Тускло горел ночник, и на потолке шевелились тени. Я зарывался в подушку.

Помню, как-то у самого уха вдруг зашуршала мышь. Я с перепугу давай кричать, хватаю ее и швыряю на другой конец кровати. Давид пугается не меньше и перебрасывает мышь обратно. В конце концов мы вдвоем топим ее в ночном горшке.

За окном уже утро, новое и священное, – мы наконец засыпаем.

Если мне бывало уж очень страшно, мама брала меня к себе.

Это было самое лучшее укрытие.

Тут уж никакое полотенце не превратится в козла или старика, никакой мертвец не пролезет сквозь заиндевевшее стекло.

И мрачное высокое зеркало в гостиной не кажется таким ужасным.

Души предков, давно отцветшие девичьи улыбки замрут в его углах и в завитушках резной рамы.

Пока я рядом с мамой, мне не страшны ни люстра, ни диван.

И все-таки я боюсь. Мама такая большая, груди как подушки. Ее тело с возрастом раздалось, сказались частые роды, тяготы материнства, – ноги отекли, распухли, – я боюсь случайно прикоснуться и разогнать сладкую истому, дар нашего тихого захолустья.

Накануне наших болезней маме всегда снился вещий сон.

Ночь. Зима. Дом спит.

И вдруг покойная бабушка Хана со стуком захлопывает снаружи форточку и говорит: «Почему, дочь моя, ты оставляешь открытым окно в такой холод?»

Или еще: какой-то старик, выходец с того света, весь в белом, с длинной бородой, является в дом. Стоит на пороге и просит подаяния. Я протягиваю ему кусок хлеба. А он молча бьет меня по руке. Хлеб падает на землю.



«Хазя, – говорит матушка, просыпаясь, – пойди-ка взгляни на детей».

И точно – кто-нибудь из нас заболевал.


Плетни и крыши, срубы и заборы и все, что открывалось дальше, за ними, восхищало меня.

Что именно – вы можете увидеть на моей картине «Над городом». А могу и рассказать.

Цепочка домов и будок, окошки, ворота, куры, заколоченный заводик, церковь, пологий холм (заброшенное кладбище).

Все как на ладони, если глядеть из чердачного окошка, примостившись на полу.

Я высовывал голову наружу и вдыхал свежий голубой воздух. Мимо проносились птицы.

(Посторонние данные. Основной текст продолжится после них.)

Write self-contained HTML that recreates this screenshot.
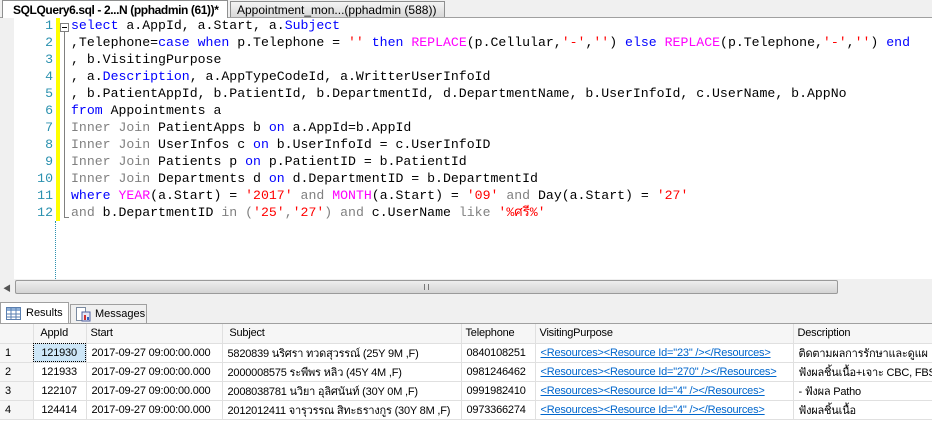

Вот кумушка идет, разбрызгивая грязь.

Гляжу на ее ноги в чулках и башмаках. Мои любимые черепки и камушки все в грязи. Кумушка спешит на свадьбу. Она бездетная.

И вот спешит оплакивать участь невесты.

Мне нравятся музыканты на свадьбах, их польки и вальсы.

И я тоже бегу и тоже плачу, прижавшись к маме. Слезы так и льются, когда бадхан[6] громким голосом поет и причитает:

«Ох, невеста, невеста, что тебя ожидает!»

Что ожидает?

При этих словах голова моя легко отделяется от тела и уносится плакать куда-нибудь поближе к кухне, где стряпают рыбу.

Но хватит слез.

Все утирают глаза и носы, в воздух взлетают пригоршни разноцветных бумажных кружочков – конфетти.

Поздравляем! Желаем счастья!

Все мы – старики и молодежь, нищие и музыканты – ликуем, хлопаем в ладоши, беремся за руки. Мы обнимаемся, поем, пляшем вкруговую.

«Поздравляем!»

А мне с кем обняться?

Ищу кого-нибудь.

Но не с почтенной же тетушкой и не с бородатым дядькой.

Я ищу какую-нибудь девоньку.


В соседних с нашим домах жили другие семьи, каждая со своими заботами.

Прямо за нами – дом ломового извозчика.

Он трудился не меньше, чем его лошадь. Прилежная скотина старалась изо всех сил, таскала тяжелую телегу. Но еще больше надрывался извозчик.

Долговязый и тощий, выше лошади, длиннее, чем телега. Он восседал на козлах, с кнутом и вожжами в руках, похожий на капитана парусного судна. Вот только ветра не было.

Наоборот. Затишье, полный штиль.

Зарабатывал он мало. Жена его незаконно торговала спиртным, но чуть не всю водку тайком, в одиночку, выпивал муженек.

И тогда о тишине не приходилось и мечтать. Петь он не умел.